There are some warning signs in synopses similar to crowns on covers, but nothing makes me want to not add or remove something from my TBR as the mention of a mysterious boy in a YA fantasy synopsis if the main character is a girl. That’s when I think “oh, here’s the generic bad boy love interest, I’ve already read this story other 50 times, no thank you”. I may decide to read the book anyway – maybe it’s a non-western fantasy and I always look for those, maybe I trust the author or the reviews – but it’s less likely that I will pick it up.
It’s even less likely if I encounter this specific version: when the book is set, at least at the beginning, in a place where all major characters are women, but the author introduces a mysterious boy just for the romance, as if there couldn’t be anything like romance between women. So much wasted potential; when I saw Seafire by Natalie C. Parker did that I removed it immediately. I thought it was going to be gay, but no (and the boring cover didn’t help).

It’s not that I have something specifically against mysterious boys in books, it’s just that almost every single YA book has one. Other signs that are similar to crowns on cover – so: fine if not that great when one book does it, not fine when dozens do and that’s usually what happens – are:

  • If I can already guess a twist from the synopsis, I’m probably not going to pick up the book unless something makes me think I’m not guessing right. One example is mentioning a lost princess and trying to act like it’s not going to be the main character (this plot twist still exists. In 2018. How). I can be fine with this trope if the book doesn’t act like it’s trying to surprise me.
  • If a synopsis is badly written, I’m not going to think the book is the opposite. If the only way you can show mystery and suspense is to fill your synopsis with ellipses, we have a problem. (I know authors usually don’t write the synopsis, but still)
  • If the synopsis is all about the romance, I’m probably going to assume the book is too, and I’m not really a romance fan.

However, I want to keep in mind that the opposite can happen – that a book is actually not focused on the m/f romance, but the synopsis is. I can think of the synopsis of The Raven Boys by Maggie Stiefvater, which is actually really misleading because it makes you think the book is about a romance between Blue and Gansey. It’s not.
Two other things I can do without in synopses:

  • spoilers. I’m kind of surprised by how often the synopsis spoils the book, and I don’t even care about spoilers that much. If a synopsis needs spoilers to be interesting, the book is probably not that good anyway.
  • queerbaiting. Listen, if “mysterious boy” is almost always code for m/f romance when the main character is a girl, if the synopsis mentions a “mysterious girl”, chances are there won’t be a f/f one. Mention if it’s just a friendship or mention the almost-always-present-anyway m/f romance, I’m tired of being baited by synopses.

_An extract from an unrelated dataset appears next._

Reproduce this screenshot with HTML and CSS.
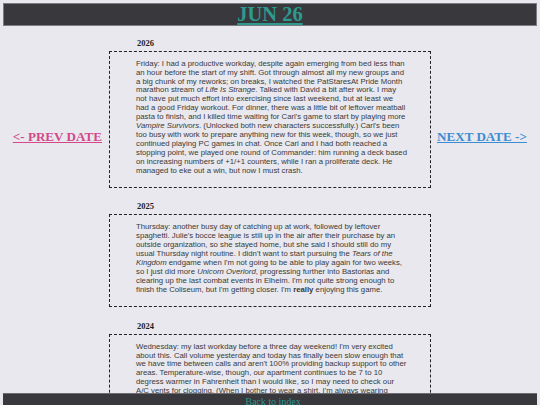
FILE: index.html
```html
<!DOCTYPE html>
<html lang="en">
<head>
<meta charset="utf-8">
<title>Jun 26</title>
<link rel="stylesheet" href="styles.css">
</head>
<body>
<header class="topbar">
  <a class="day-title" href="#">JUN 26</a>
</header>

<main class="layout">
  <nav class="side side-prev">
    <a class="prev-link" href="#">&lt;- PREV DATE</a>
  </nav>

  <section class="entries">
    <article class="entry">
      <h4 class="entry-year">2026</h4>
      <div class="entry-box">
        <p class="entry-text">Friday: I had a productive workday, despite again emerging from bed less than an hour before the start of my shift. Got through almost all my new groups and a big chunk of my reworks; on breaks, I watched the PatStaresAt Pride Month marathon stream of <i>Life Is Strange</i>. Talked with David a bit after work. I may not have put much effort into exercising since last weekend, but at least we had a good Friday workout. For dinner, there was a little bit of leftover meatball pasta to finish, and I killed time waiting for Carl's game to start by playing more <i>Vampire Survivors</i>. (Unlocked both new characters successfully.) Carl's been too busy with work to prepare anything new for this week, though, so we just continued playing PC games in chat. Once Carl and I had both reached a stopping point, we played one round of Commander: him running a deck based on increasing numbers of +1/+1 counters, while I ran a proliferate deck. He managed to eke out a win, but now I must crash.</p>
      </div>
    </article>

    <article class="entry">
      <h4 class="entry-year">2025</h4>
      <div class="entry-box">
        <p class="entry-text">Thursday: another busy day of catching up at work, followed by leftover spaghetti. Julie's bocce league is still up in the air after their purchase by an outside organization, so she stayed home, but she said I should still do my usual Thursday night routine. I didn't want to start pursuing the <i>Tears of the Kingdom</i> endgame when I'm not going to be able to play again for two weeks, so I just did more <i>Unicorn Overlord</i>, progressing further into Bastorias and clearing up the last combat events in Elheim. I'm not quite strong enough to finish the Coliseum, but I'm getting closer. I'm <b>really</b> enjoying this game.</p>
      </div>
    </article>

    <article class="entry">
      <h4 class="entry-year">2024</h4>
      <div class="entry-box">
        <p class="entry-text">Wednesday: my last workday before a three day weekend! I'm very excited about this. Call volume yesterday and today has finally been slow enough that we have time between calls and aren't 100% providing backup support to other areas. Temperature-wise, though, our apartment continues to be 7 to 10 degress warmer in Fahrenheit than I would like, so I may need to check our A/C vents for clogging. (When I bother to wear a shirt, I'm always wearing something light, and it still doesn't help much.)</p>
      </div>
    </article>
  </section>

  <nav class="side side-next">
    <a class="next-link" href="#">NEXT DATE -&gt;</a>
  </nav>
</main>

<footer class="bottombar">
  <a class="index-link" href="#">Back to index</a>
</footer>
</body>
</html>
```

FILE: styles.css
```css
html, body {
  margin: 0;
  padding: 0;
}

body {
  background: #e8e8ee;
  font-family: "Liberation Serif", "Times New Roman", serif;
  color: #1e1e1e;
}

/* date banner */
.topbar {
  margin: 3px 3px 0;
  height: 21px;
  background: #39383d;
  border: 1px solid #7c7b82;
  text-align: center;
  line-height: 21px;
}

.day-title {
  font-size: 20.5px;
  font-weight: bold;
  color: #2c9a8d;
  text-decoration: underline;
}

/* three columns: prev link, entries, next link */
.layout {
  display: grid;
  grid-template-columns: 1fr 322px 1fr;
  padding: 11.7px 0 40px;
}

.side {
  align-self: start;
  margin-top: 91px;
  font-size: 13.1px;
  font-weight: bold;
  line-height: 15px;
}

.side-prev {
  justify-self: end;
  margin-right: 7px;
}

.side-next {
  justify-self: start;
  margin-left: 6px;
}

.prev-link {
  color: #d2488b;
}

.next-link {
  color: #3a8dd2;
}

.entries {
  display: flex;
  flex-direction: column;
  gap: 13.3px;
}

.entry-year {
  margin: 0 0 3px;
  padding-left: 28px;
  font-size: 8.5px;
  line-height: 10px;
  font-weight: bold;
  color: #1e1e1e;
}

.entry-box {
  border: 1px dashed #222;
  padding: 8px 22px 11.5px 26px;
}

.entry-text {
  margin: 0;
  width: 35.1em;
  font-family: "Liberation Sans", Arial, sans-serif;
  font-size: 7.75px;
  line-height: 8.92px;
  color: #3a3a3a;
}

/* pinned footer strip */
.bottombar {
  position: fixed;
  left: 3px;
  right: 3px;
  bottom: 0;
  height: 11.5px;
  background: #39383d;
  border-top: 1px solid #6d6c72;
  text-align: center;
  line-height: 11.5px;
  padding-left: 6px;
}

.index-link {
  font-size: 10px;
  color: #2c9a8d;
  text-decoration: underline;
}
```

Paris Adrift by E.J. Swift and A Room Away From the Wolves are two books whose synopses I found kind of queerbait-y. Paris Adrift mentions that the female main character meets a girl and does not mention the actual love interest, who is male (surprisingly, I ended up not hating the romance, but…). A Room Away From the Wolves  by Nova Ren Suma ended up being a queer book, but not in the way the synopsis makes you think – the “mysterious girl” becomes a friend of the main character, there’s no romance, but the main character of the book is bisexual. [I would have loved if the reviews or synopsis had mentioned that the book was queer because of the bi mc, instead of being vague about whether or not there were queer elements and hinting at a romance that wasn’t there].


What I Like in Synopses

I think the main function of a synopsis is to make you want to know more. Sentences like “but not everything is as it seems” may be cliché (…please find another way to say it), but they’re basically the idea the synopsis needs to get across. It tells you something about the set up, but hints at more.

I tend to like shorter synopses because they’re less likely to have spoilers in them, but any length is fine. I think that one of the most difficult things to achieve is not sounding generic, which is easier for some books than for others – I think “orphaned chosen one discovers magical powers and begins to train in a castle” sounds inherently more generic than “fallen angels in historical post-apocalyptic Paris try to stop mysterious murderer” or “lesbian engineers become space pirates to avoid student loans”, but that doesn’t say anything about the quality of the book itself (those are the premises for Shadow and Bone, The House of Shattered Wings and Barbary Station; I liked the first two and not the third) and I try to keep that in mind.
“Done before” doesn’t necessarily mean “bad”, but it’s more likely to be less interesting. (That’s probably one of the reasons I’m not reading a lot of YA fantasy lately, but I want to fix that.)

Other two things I like in synopses:

  • As I mentioned before when I was talking about A Room Away From the Wolves, I like when synopses tell you if and how the book is diverse without dancing around it.
  • I love worldbuilding, and if a synopsis hints at an interesting magic system or a fictional world unlike everything I had ever read before, I’m far more likely to read the book. A recent example of this is For a Muse of Fire by Heidi Heilig – binding souls to puppets with blood? I immediately knew I wanted to read that (also, it mentions that the heroine is Asian and bipolar, so…) even though I didn’t like Heilig’s previous books.

What do you like or don’t like in synopses?